Is the following statement about Java true of false?

In Java, when an instance of a class, or object, is specified as a parameter to a method, a copy of that object is being made

I know that functions in Java are pass-by-value, which would mean that a copy of the object is being made?

But at the same time, if java objects are references and you pass a reference, this is different to a copy of the actual data isn't it?

And if your passing a reference, when the reference is reassigned the object would be reassigned, making Java pass-by-reference not pass-by-value?

As you can see I am VERY confused about this

Answer 1

In java everything is passed by copy.

Primitives are passed by copy. So changing it inside the function is not reflected outside.

For objects what is passed to the function is a copy of the reference (not a copy of the object). It means that changing a property inside the function the external reference see the modification, but changing the reference itself (for example assign null) is not reflected outside the function.

---

Follow some example to explain better.

Function changing a primitive:

public void notChange(int a) {
    a = 3;
    // Here a is 3
}

int a = 0;

notChange(a);
// Here a is 0

For a function changing inner content of an object

public void changeContent(List<String> list) {
    list.add("x");
    // Here list has one more element
}

List<String> list = new ArrayList<String>();
// Here list has size 0
changeContent(list);
// Here list has size 1

For a function changing the reference of an object

public void changeReference(List<String> list) {
    list = null;
}

List<String> list = new ArrayList<String>();
changeReference(list);
// Here list is not null

Answer 2

In case of objects, a copy of the reference is passed. Please note that this does not mean that a copy of the object itself is passed. Any changes you make to the object will also reflect in the original object. This could lead to some crazy sh*t if you do not copy your objects properly. Use a copy constructor or something similar to copy objects.
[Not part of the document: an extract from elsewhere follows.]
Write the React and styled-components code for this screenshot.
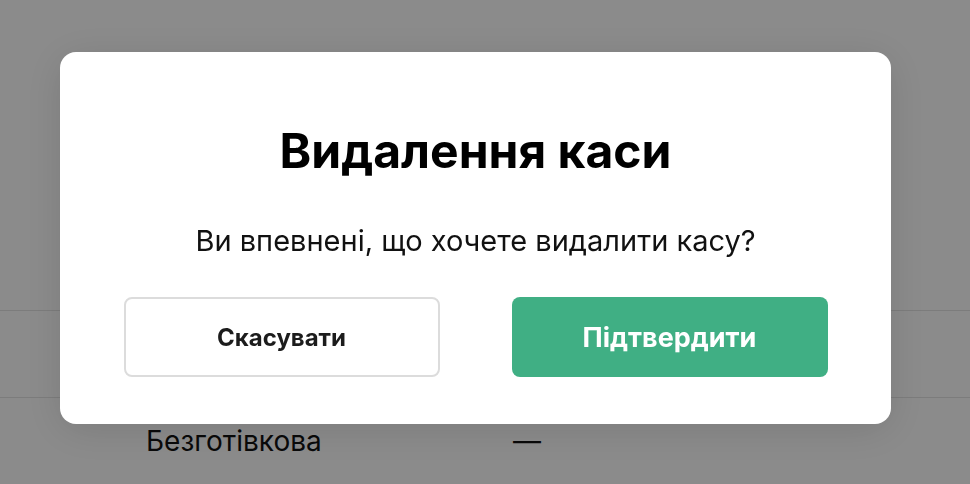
import styled, { createGlobalStyle } from "styled-components";

const GlobalStyle = createGlobalStyle`
  * { box-sizing: border-box; }
  html, body { margin: 0; padding: 0; }
  body {
    background: #fff;
    font-family: Inter, "Noto Sans", sans-serif;
    overflow: hidden;
  }
`;

const rows = [
  { name: "Готівкова", value: "—" },
  { name: "Картка", value: "—" },
  { name: "Безготівкова", value: "—" },
];

export default function App() {
  return (
    <>
      <GlobalStyle />
      <Page>
        <Table>
          {rows.map((row) => (
            <Row key={row.name}>
              <Cell>{row.name}</Cell>
              <Cell>{row.value}</Cell>
            </Row>
          ))}
        </Table>
      </Page>
      <Overlay>
        <Modal>
          <Title>Видалення каси</Title>
          <Message>Ви впевнені, що хочете видалити касу?</Message>
          <Actions>
            <Button>Скасувати</Button>
            <Button primary>Підтвердити</Button>
          </Actions>
        </Modal>
      </Overlay>
    </>
  );
}

const Page = styled.div`
  width: 970px;
  height: 484px;
  padding-top: 224px;
`;

const Table = styled.div`
  display: flex;
  flex-direction: column;
`;

const Row = styled.div`
  display: grid;
  grid-template-columns: 367px 1fr;
  align-items: center;
  height: 87px;
  padding-left: 146px;
  border-bottom: 1px solid #e4e4e4;
`;

const Cell = styled.div`
  font-size: 28px;
  line-height: 34px;
  color: #111;
`;

const Overlay = styled.div`
  position: fixed;
  inset: 0;
  background: rgba(0, 0, 0, 0.455);
  display: flex;
  align-items: center;
  justify-content: center;
  padding: 0 20px 8px 0;
`;

const Modal = styled.div`
  width: 831px;
  height: 372px;
  background: #fff;
  border-radius: 16px;
  box-shadow: 0 6px 40px rgba(0, 0, 0, 0.12);
  padding: 71px 63px 47px 64px;
  display: flex;
  flex-direction: column;
  align-items: center;
`;

const Title = styled.h2`
  margin: 0;
  font-size: 48px;
  line-height: 56px;
  font-weight: 700;
  color: #000;
`;

const Message = styled.p`
  margin: 44px 0 0;
  font-size: 29px;
  line-height: 36px;
  color: #111;
`;

const Actions = styled.div`
  margin-top: 38px;
  width: 100%;
  display: grid;
  grid-template-columns: 316px 316px;
  justify-content: space-between;
`;

const Button = styled.button`
  height: 80px;
  border-radius: 8px;
  font-family: Inter, "Noto Sans", sans-serif;
  font-weight: 700;
  cursor: pointer;
  border: ${(p) => (p.primary ? "none" : "2px solid #dcdcdc")};
  background: ${(p) => (p.primary ? "#40af84" : "#fff")};
  color: ${(p) => (p.primary ? "#fff" : "#1c1c1c")};
  font-size: ${(p) => (p.primary ? "27px" : "24px")};
`;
Also, read about deep and shallow copy.

Answer 3

Here is an example of pass by value and pass by reference in c++. In this example, java behaves like the pass by value version. The value is the pointer to the object.

#include <stdio.h>

class Obj{
  int value;
  public:
    Obj(int v){
        value = v;
    }
    void echo(){
        printf("%d\n", value);
    }
};

void byValue(Obj* obj){
    obj = new Obj(-1);
    obj->echo();
}

void byReference(Obj*& obj){
    obj = new Obj(-1);
    obj->echo();
}

int main(int argc, char** args){
    Obj* o = new Obj(1);
    byValue(o);
    o->echo();
    byReference(o);
    o->echo();
    return 0;
}

(Sorry about the leaks, it is not an example of good practice) The output is:

-1 
1
-1
-1

Answer 4

I will try to answhere you step by step starting from your first question:

In Java, when an instance of a class, or object, is specified as a parameter to a method, a copy of that object is being made

This is false, when you pass an object to a method Java never make a copy of it, as Davide Lorenzo said you are passing the reference to the object, not the object itself so if the method modify some of the attribute of the class you will have the value modified also outside from the method.

So we can answer to the second and third questions:

I know that functions in Java are pass-by-value, which would mean that a copy of the object is being made?
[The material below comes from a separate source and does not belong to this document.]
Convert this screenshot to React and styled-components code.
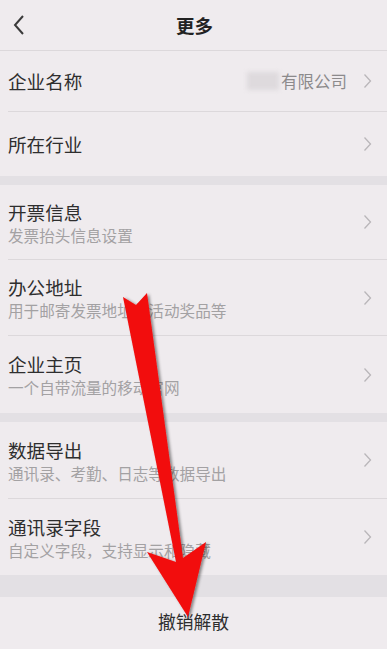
import React from "react";
import styled, { createGlobalStyle } from "styled-components";

const GlobalStyle = createGlobalStyle`
  html, body {
    margin: 0;
    padding: 0;
    background: #efebee;
  }
  body {
    font-family: "Noto Sans CJK SC", "Noto Sans", sans-serif;
  }
`;

const Page = styled.div`
  position: relative;
  width: 387px;
  height: 649px;
  overflow: hidden;
  background: #efebee;
  display: flex;
  flex-direction: column;
`;

const Header = styled.div`
  height: 51px;
  flex-shrink: 0;
  display: flex;
  align-items: center;
  justify-content: center;
  position: relative;
  border-bottom: 1px solid #dcd8db;
  box-sizing: border-box;
`;

const BackButton = styled.div`
  position: absolute;
  left: 12px;
  top: 13px;
  width: 20px;
  height: 24px;
  display: flex;
  align-items: center;
`;

const Title = styled.h1`
  margin: 0 0 0 2px;
  font-size: 18.5px;
  font-weight: 700;
  color: #222;
`;

const Group = styled.div`
  display: flex;
  flex-direction: column;
`;

const Gap = styled.div`
  height: ${(p) => p.h}px;
  background: #e3e0e4;
  flex-shrink: 0;
`;

const Row = styled.div`
  height: ${(p) => p.h}px;
  box-sizing: border-box;
  margin-left: 8px;
  padding-right: 15px;
  display: flex;
  align-items: center;
  border-bottom: ${(p) => (p.last ? "none" : "1px solid #dcd8db")};
`;

const Texts = styled.div`
  flex: 1;
  display: flex;
  flex-direction: column;
  gap: 1px;
`;

const Label = styled.div`
  font-size: 18.6px;
  line-height: 24px;
  color: #2e2e2e;
`;

const Sub = styled.div`
  font-size: 15.6px;
  line-height: 20px;
  color: #a3a1a3;
`;

const Value = styled.div`
  display: flex;
  align-items: center;
  font-size: 16.5px;
  color: #8c8a8c;
  margin-right: 16px;
`;

const Blur = styled.span`
  display: inline-block;
  width: 32px;
  height: 18px;
  background: #dedadd;
  filter: blur(2px);
  margin-right: 2px;
`;

const Footer = styled.div`
  flex: 1;
  display: flex;
  align-items: center;
  justify-content: center;
  font-size: 17.8px;
  color: #2e2e2e;
  padding-bottom: 4px;
`;

const ArrowLayer = styled.svg`
  position: absolute;
  left: 0;
  top: 0;
  pointer-events: none;
`;

const Chevron = () => (
  <svg width="9" height="16" viewBox="0 0 9 16">
    <path d="M1.5 1.5 L7.5 8 L1.5 14.5" fill="none" stroke="#b9b6b9" strokeWidth="1.3" />
  </svg>
);

const rows = [
  [
    { label: "企业名称", value: "有限公司", h: 61 },
    { label: "所在行业", h: 64, last: true },
  ],
  [
    { label: "开票信息", sub: "发票抬头信息设置", h: 75 },
    { label: "办公地址", sub: "用于邮寄发票地址、活动奖品等", h: 76 },
    { label: "企业主页", sub: "一个自带流量的移动官网", h: 77, last: true },
  ],
  [
    { label: "数据导出", sub: "通讯录、考勤、日志等数据导出", h: 77 },
    { label: "通讯录字段", sub: "自定义字段，支持显示和隐藏", h: 76, last: true },
  ],
];

const gaps = [9, 9, 22];

const App = () => {
  return (
    <>
      <GlobalStyle />
      <Page>
        <Header>
          <BackButton>
            <svg width="14" height="22" viewBox="0 0 14 22">
              <path d="M11 2 L3 11 L11 20" fill="none" stroke="#3a3a3a" strokeWidth="2" />
            </svg>
          </BackButton>
          <Title>更多</Title>
        </Header>
        {rows.map((group, gi) => (
          <React.Fragment key={gi}>
            <Group>
              {group.map((r) => (
                <Row key={r.label} h={r.h} last={r.last}>
                  <Texts>
                    <Label>{r.label}</Label>
                    {r.sub && <Sub>{r.sub}</Sub>}
                  </Texts>
                  {r.value && (
                    <Value>
                      <Blur />
                      {r.value}
                    </Value>
                  )}
                  <Chevron />
                </Row>
              ))}
            </Group>
            <Gap h={gaps[gi]} />
          </React.Fragment>
        ))}
        <Footer>撤销解散</Footer>
        <ArrowLayer width="387" height="649" viewBox="0 0 387 649">
          <defs>
            <filter id="sh" x="-20%" y="-10%" width="140%" height="120%">
              <feDropShadow dx="2" dy="1" stdDeviation="1.5" floodColor="#000" floodOpacity="0.45" />
            </filter>
          </defs>
          <polygon
            points="123,297 136,305 147,293 183,558 206,542 188,617 147,552 176,562"
            fill="#f20a0a"
            filter="url(#sh)"
          />
        </ArrowLayer>
      </Page>
    </>
  );
};

export default App;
No, Java doesn't make a copy. As Davide Lorenzo said you are passing a copy of the reference not a copy of the object.

But at the same time, if java objects are references and you pass a reference, this is different to a copy of the actual data isn't it?
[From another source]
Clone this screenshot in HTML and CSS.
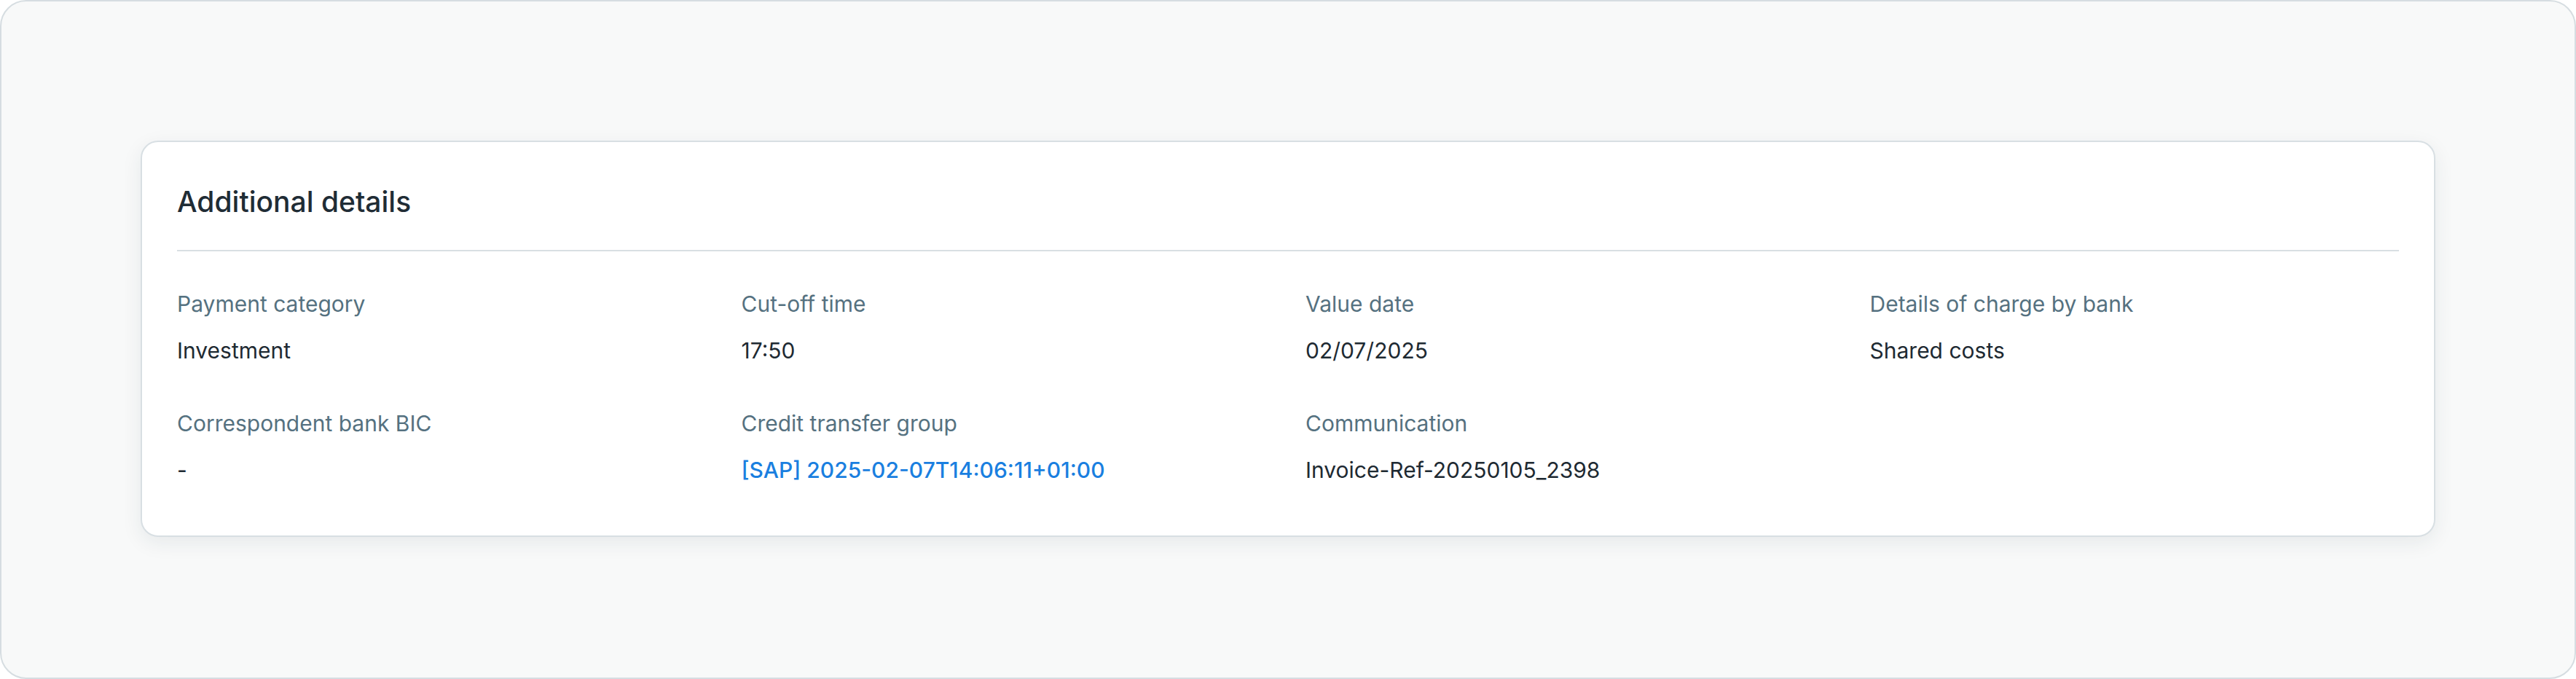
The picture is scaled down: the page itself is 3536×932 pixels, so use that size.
FILE: index.html
```html
<!DOCTYPE html>
<html lang="en">
<head>
<meta charset="utf-8">
<title>Additional details</title>
<link rel="stylesheet" href="styles.css">
</head>
<body>
<div class="frame">
  <section class="card">
    <header class="card-header">
      <h2 class="card-title">Additional details</h2>
    </header>
    <dl class="details">
      <div class="item">
        <dt class="label">Payment category</dt>
        <dd class="value">Investment</dd>
      </div>
      <div class="item">
        <dt class="label">Cut-off time</dt>
        <dd class="value">17:50</dd>
      </div>
      <div class="item">
        <dt class="label">Value date</dt>
        <dd class="value">02/07/2025</dd>
      </div>
      <div class="item">
        <dt class="label">Details of charge by bank</dt>
        <dd class="value">Shared costs</dd>
      </div>
      <div class="item">
        <dt class="label">Correspondent bank BIC</dt>
        <dd class="value">-</dd>
      </div>
      <div class="item">
        <dt class="label">Credit transfer group</dt>
        <dd class="value"><a class="link" href="#">[SAP] 2025-02-07T14:06:11+01:00</a></dd>
      </div>
      <div class="item">
        <dt class="label">Communication</dt>
        <dd class="value">Invoice-Ref-20250105_2398</dd>
      </div>
    </dl>
  </section>
</div>
</body>
</html>
```
FILE: styles.css
```css
* { box-sizing: border-box; }
html, body {
  margin: 0;
  padding: 0;
  background: #ffffff;
}
body {
  font-family: Inter, "Noto Sans", "Liberation Sans", sans-serif;
  color: #1e2a32;
}
.frame {
  width: 3536px;
  height: 932px;
  background: #f8f9f9;
  border: 2px solid #d6dde1;
  border-radius: 36px;
  padding: 191px;
}
.card {
  background: #ffffff;
  border: 2px solid #d8dfe3;
  border-radius: 24px;
  padding: 54px 48px 68px;
  box-shadow: 0 8px 28px rgba(30, 50, 60, 0.08);
}
.card-header {
  padding-bottom: 38px;
  border-bottom: 2px solid #d8dfe3;
}
.card-title {
  margin: 0;
  font-size: 39px;
  line-height: 56px;
  font-weight: 450;
  color: #1f2c35;
}
.details {
  margin: 50px 0 0;
  display: grid;
  grid-template-columns: repeat(4, 1fr);
  column-gap: 48px;
  row-gap: 56px;
}
.item {
  display: flex;
  flex-direction: column;
  gap: 20px;
}
.label {
  font-size: 30px;
  line-height: 44px;
  color: #557180;
}
.value {
  margin: 0;
  font-size: 30px;
  line-height: 44px;
  color: #1e2a32;
}
.link {
  color: #1a7fe0;
  font-weight: 500;
  text-decoration: none;
}
```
Yes, passing the reference is really different to passing a copy of the object. I will clarify everything with an example. Let's say we have the object Flower with the attribute color

public class Flower{
    String color = "red";
}
enter code here

We can imagine the method setColor of AnotherObject

public void setColor(Flower flower, String color_string){
    flower.color = color_string;
}

We can have the following situation

public static void main(String args[]){
   Flower myFlower = new Flower();
   AnotherObject otherObject = new AnotherObject();

   otherObject.setColor(myFlower, "yellow");
   System.out.println("The color of the flower is: "+myFlower.color);
}

The output of this code will be:

The color of the flower is yellow

This is why you are passing the reference of the object, not the object itself.

Now you can ask why Java is considered pass-by-value? There is a very interesting discussion on this previous post about this, I would cite the best answer of it:

Java is always pass-by-value. Unfortunately, they decided to call pointers references, thus confusing newbies. Because those references are passed by value.

Last but not least note that only primitive type are not managed trough the references in Java, so passing an int is really different from passing an Integer, I suggest you to take a look on this post about the argument.

Answer 5

In Java, when an instance of a class, or object, is specified as a parameter to a method

This is where you are going wrong. Each parameter has a type. The only types in Java are primitive types and reference types. So the value of a parameter (or any other variable, or value of any expression) in Java can only be a primitive, or a reference. Not an "object".